*What you should do:*
Write the data out again exactly, with no pictures.

*Data excerpt:*
☆ ☆ ☆
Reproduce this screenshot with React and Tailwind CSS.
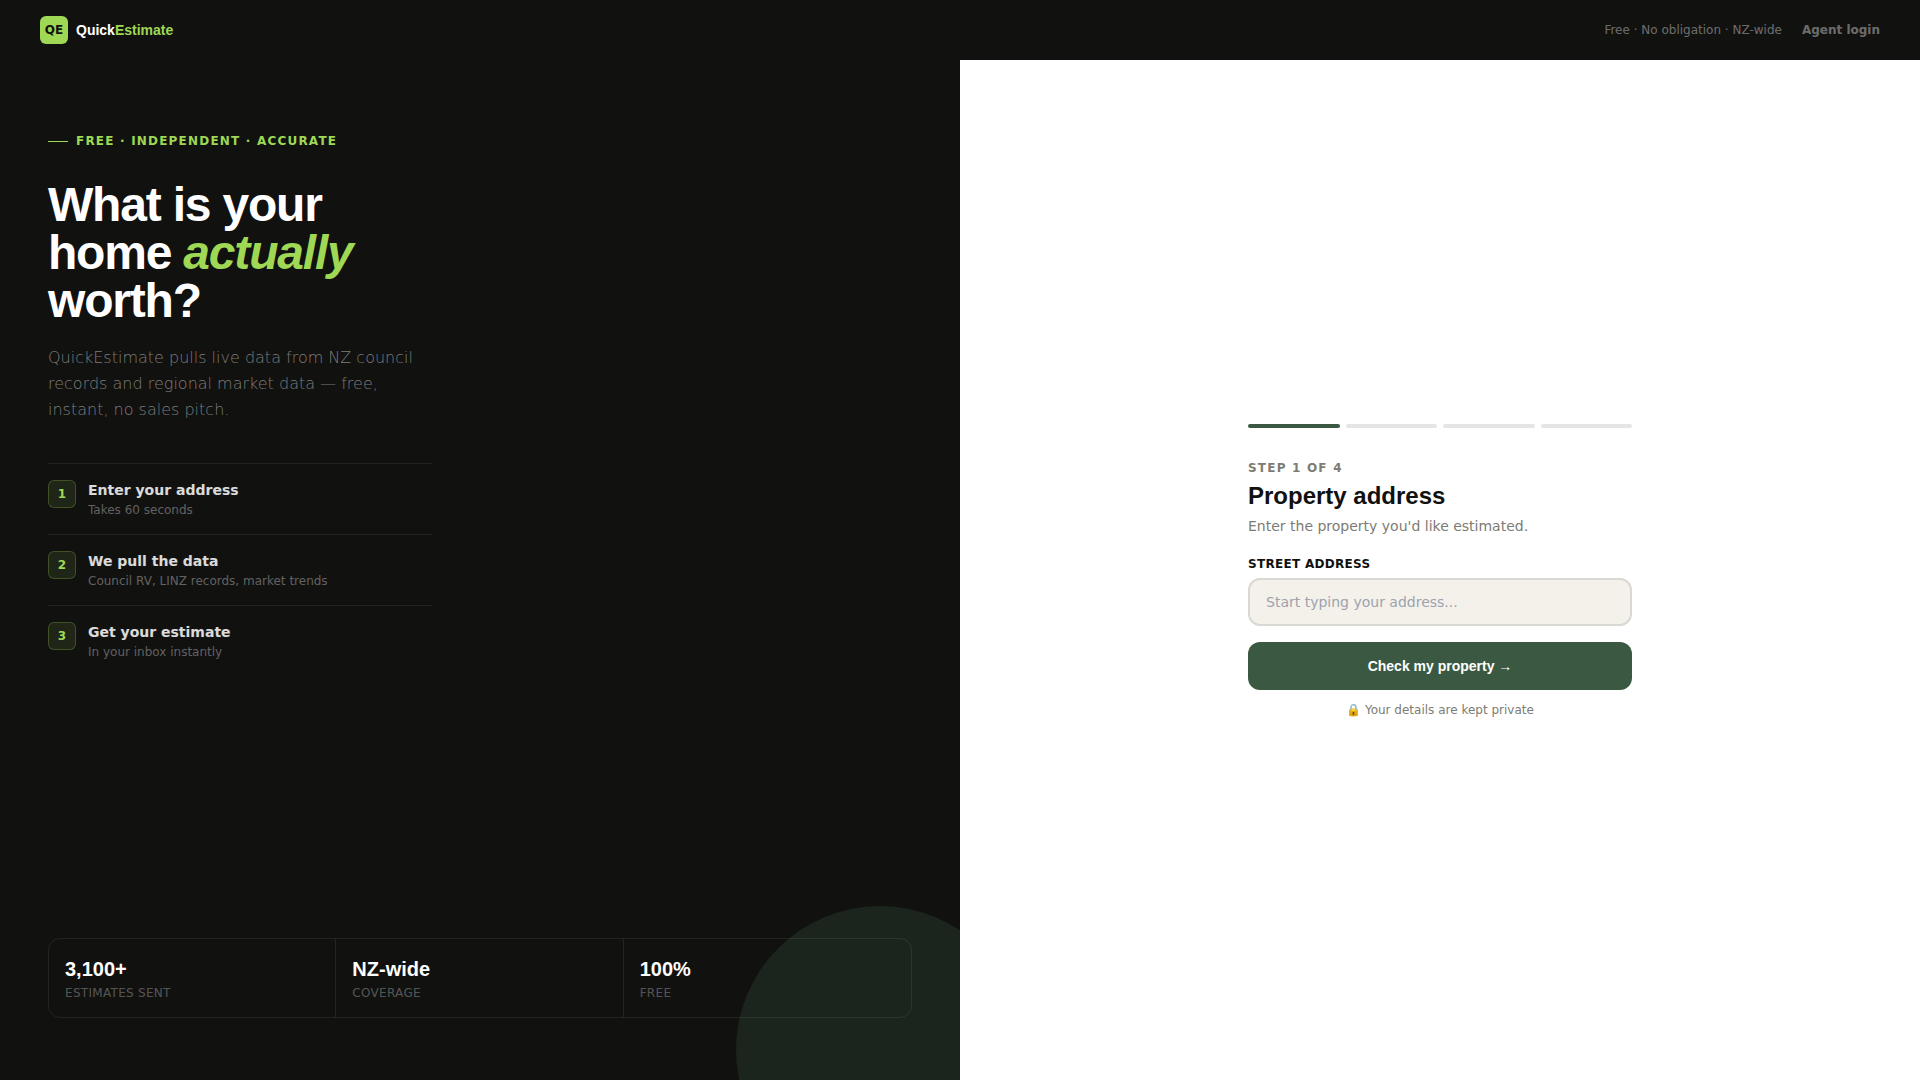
import React, { useState } from 'react';

const steps = [
  { title: 'Enter your address', text: 'Takes 60 seconds' },
  { title: 'We pull the data', text: 'Council RV, LINZ records, market trends' },
  { title: 'Get your estimate', text: 'In your inbox instantly' },
];

const stats = [
  { value: '3,100+', label: 'Estimates sent' },
  { value: 'NZ-wide', label: 'Coverage' },
  { value: '100%', label: 'Free' },
];

const TOTAL_STEPS = 4;

function Header() {
  return (
    <header className="flex h-[60px] items-center justify-between bg-[#111110] px-10">
      <a href="#" className="flex items-center gap-2">
        <span className="flex h-7 w-7 items-center justify-center rounded-md bg-[#9fd854] text-xs font-bold text-[#111110]">
          QE
        </span>
        <span className="font-['Liberation_Sans',sans-serif] text-sm font-bold text-white">
          Quick<span className="text-[#9fd854]">Estimate</span>
        </span>
      </a>
      <div className="flex items-center gap-5 text-xs text-white/40">
        <span>Free · No obligation · NZ-wide</span>
        <a href="#login" className="font-semibold">Agent login</a>
      </div>
    </header>
  );
}

function Intro() {
  return (
    <section className="relative flex flex-col justify-between overflow-hidden bg-[#111110] px-12 pt-[73px] pb-[62px]">
      <div className="absolute -right-16 -bottom-[114px] h-72 w-72 rounded-full bg-[#3b5942]/28" />

      <div className="relative">
        <div className="mb-8 flex items-center gap-2 text-xs font-bold uppercase tracking-widest text-[#9fd854]">
          <span className="h-px w-5 bg-[#9fd854]" />
          Free · Independent · Accurate
        </div>
        <h1 className="mb-5 max-w-sm font-['Liberation_Sans',sans-serif] text-5xl leading-none font-bold tracking-tight text-white">
          What is your home <em className="text-[#9fd854]">actually</em> worth?
        </h1>
        <p className="mb-10 max-w-sm text-base leading-[26px] font-light text-white/45">
          QuickEstimate pulls live data from NZ council records and regional market data — free, instant, no sales pitch.
        </p>
        <ol className="max-w-sm">
          {steps.map((step, idx) => (
            <li key={step.title} className="flex items-start gap-3 border-t border-white/8 py-4">
              <span className="flex h-7 w-7 shrink-0 items-center justify-center rounded-md border border-[#9fd854]/25 bg-[#9fd854]/10 text-xs font-bold text-[#9fd854]">
                {idx + 1}
              </span>
              <div>
                <div className="text-sm font-semibold text-white/85">{step.title}</div>
                <div className="mt-0.5 text-xs text-white/35">{step.text}</div>
              </div>
            </li>
          ))}
        </ol>
      </div>

      <div className="relative grid grid-cols-3 overflow-hidden rounded-xl border border-white/8">
        {stats.map((stat) => (
          <div key={stat.label} className="border-r border-white/8 p-4 last:border-r-0">
            <div className="font-['Liberation_Sans',sans-serif] text-xl font-bold text-white">{stat.value}</div>
            <div className="mt-0.5 text-xs uppercase tracking-wide text-white/30">{stat.label}</div>
          </div>
        ))}
      </div>
    </section>
  );
}

function AddressForm() {
  const [address, setAddress] = useState('');
  const current = 1;

  return (
    <form className="w-full max-w-sm" onSubmit={(e) => e.preventDefault()}>
      <div className="mb-8 flex gap-1.5">
        {Array.from({ length: TOTAL_STEPS }, (_, idx) => (
          <div
            key={idx}
            className={`h-1 flex-1 rounded-full ${idx < current ? 'bg-[#3b5942]' : 'bg-[#e5e5e5]'}`}
          />
        ))}
      </div>

      <div className="mb-1 text-xs font-bold uppercase tracking-widest text-[#7c7c74]">
        Step {current} of {TOTAL_STEPS}
      </div>
      <h2 className="mb-1 font-['Liberation_Sans',sans-serif] text-2xl font-bold text-[#111110]">Property address</h2>
      <p className="mb-5 text-sm text-[#7c7c74]">Enter the property you'd like estimated.</p>

      <label htmlFor="address" className="mb-1.5 block text-xs font-bold uppercase tracking-wide text-[#111110]">
        Street address
      </label>
      <input
        id="address"
        type="text"
        placeholder="Start typing your address..."
        className="mb-4 h-12 w-full rounded-xl border-2 border-[#d9d8d2] bg-[#f4f1ea] px-4 text-sm text-[#111110] placeholder-[#9ca3af] focus:outline-none"
        value={address}
        onChange={(e) => setAddress(e.target.value)}
      />

      <button
        type="submit"
        className="h-12 w-full rounded-xl bg-[#3b5942] font-['Liberation_Sans','DejaVu_Sans',sans-serif] text-sm font-bold text-white"
      >
        Check my property →
      </button>
      <p className="mt-3 text-center text-xs text-[#7c7c74]">🔒 Your details are kept private</p>
    </form>
  );
}

export default function App() {
  return (
    <div className="flex min-h-screen flex-col bg-white font-['DejaVu_Sans',sans-serif]">
      <Header />
      <main className="grid flex-1 grid-cols-2">
        <Intro />
        <section className="flex items-center justify-center px-12 pt-[50px] pb-12">
          <AddressForm />
        </section>
      </main>
    </div>
  );
}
☆ ☆ ☆
*Finished answer:*
Reproduce this screenshot with React and Tailwind CSS.
import React, { useState } from 'react';

const steps = [
  { title: 'Enter your address', text: 'Takes 60 seconds' },
  { title: 'We pull the data', text: 'Council RV, LINZ records, market trends' },
  { title: 'Get your estimate', text: 'In your inbox instantly' },
];

const stats = [
  { value: '3,100+', label: 'Estimates sent' },
  { value: 'NZ-wide', label: 'Coverage' },
  { value: '100%', label: 'Free' },
];

const TOTAL_STEPS = 4;

function Header() {
  return (
    <header className="flex h-[60px] items-center justify-between bg-[#111110] px-10">
      <a href="#" className="flex items-center gap-2">
        <span className="flex h-7 w-7 items-center justify-center rounded-md bg-[#9fd854] text-xs font-bold text-[#111110]">
          QE
        </span>
        <span className="font-['Liberation_Sans',sans-serif] text-sm font-bold text-white">
          Quick<span className="text-[#9fd854]">Estimate</span>
        </span>
      </a>
      <div className="flex items-center gap-5 text-xs text-white/40">
        <span>Free · No obligation · NZ-wide</span>
        <a href="#login" className="font-semibold">Agent login</a>
      </div>
    </header>
  );
}

function Intro() {
  return (
    <section className="relative flex flex-col justify-between overflow-hidden bg-[#111110] px-12 pt-[73px] pb-[62px]">
      <div className="absolute -right-16 -bottom-[114px] h-72 w-72 rounded-full bg-[#3b5942]/28" />

      <div className="relative">
        <div className="mb-8 flex items-center gap-2 text-xs font-bold uppercase tracking-widest text-[#9fd854]">
          <span className="h-px w-5 bg-[#9fd854]" />
          Free · Independent · Accurate
        </div>
        <h1 className="mb-5 max-w-sm font-['Liberation_Sans',sans-serif] text-5xl leading-none font-bold tracking-tight text-white">
          What is your home <em className="text-[#9fd854]">actually</em> worth?
        </h1>
        <p className="mb-10 max-w-sm text-base leading-[26px] font-light text-white/45">
          QuickEstimate pulls live data from NZ council records and regional market data — free, instant, no sales pitch.
        </p>
        <ol className="max-w-sm">
          {steps.map((step, idx) => (
            <li key={step.title} className="flex items-start gap-3 border-t border-white/8 py-4">
              <span className="flex h-7 w-7 shrink-0 items-center justify-center rounded-md border border-[#9fd854]/25 bg-[#9fd854]/10 text-xs font-bold text-[#9fd854]">
                {idx + 1}
              </span>
              <div>
                <div className="text-sm font-semibold text-white/85">{step.title}</div>
                <div className="mt-0.5 text-xs text-white/35">{step.text}</div>
              </div>
            </li>
          ))}
        </ol>
      </div>

      <div className="relative grid grid-cols-3 overflow-hidden rounded-xl border border-white/8">
        {stats.map((stat) => (
          <div key={stat.label} className="border-r border-white/8 p-4 last:border-r-0">
            <div className="font-['Liberation_Sans',sans-serif] text-xl font-bold text-white">{stat.value}</div>
            <div className="mt-0.5 text-xs uppercase tracking-wide text-white/30">{stat.label}</div>
          </div>
        ))}
      </div>
    </section>
  );
}

function AddressForm() {
  const [address, setAddress] = useState('');
  const current = 1;

  return (
    <form className="w-full max-w-sm" onSubmit={(e) => e.preventDefault()}>
      <div className="mb-8 flex gap-1.5">
        {Array.from({ length: TOTAL_STEPS }, (_, idx) => (
          <div
            key={idx}
            className={`h-1 flex-1 rounded-full ${idx < current ? 'bg-[#3b5942]' : 'bg-[#e5e5e5]'}`}
          />
        ))}
      </div>

      <div className="mb-1 text-xs font-bold uppercase tracking-widest text-[#7c7c74]">
        Step {current} of {TOTAL_STEPS}
      </div>
      <h2 className="mb-1 font-['Liberation_Sans',sans-serif] text-2xl font-bold text-[#111110]">Property address</h2>
      <p className="mb-5 text-sm text-[#7c7c74]">Enter the property you'd like estimated.</p>

      <label htmlFor="address" className="mb-1.5 block text-xs font-bold uppercase tracking-wide text-[#111110]">
        Street address
      </label>
      <input
        id="address"
        type="text"
        placeholder="Start typing your address..."
        className="mb-4 h-12 w-full rounded-xl border-2 border-[#d9d8d2] bg-[#f4f1ea] px-4 text-sm text-[#111110] placeholder-[#9ca3af] focus:outline-none"
        value={address}
        onChange={(e) => setAddress(e.target.value)}
      />

      <button
        type="submit"
        className="h-12 w-full rounded-xl bg-[#3b5942] font-['Liberation_Sans','DejaVu_Sans',sans-serif] text-sm font-bold text-white"
      >
        Check my property →
      </button>
      <p className="mt-3 text-center text-xs text-[#7c7c74]">🔒 Your details are kept private</p>
    </form>
  );
}

export default function App() {
  return (
    <div className="flex min-h-screen flex-col bg-white font-['DejaVu_Sans',sans-serif]">
      <Header />
      <main className="grid flex-1 grid-cols-2">
        <Intro />
        <section className="flex items-center justify-center px-12 pt-[50px] pb-12">
          <AddressForm />
        </section>
      </main>
    </div>
  );
}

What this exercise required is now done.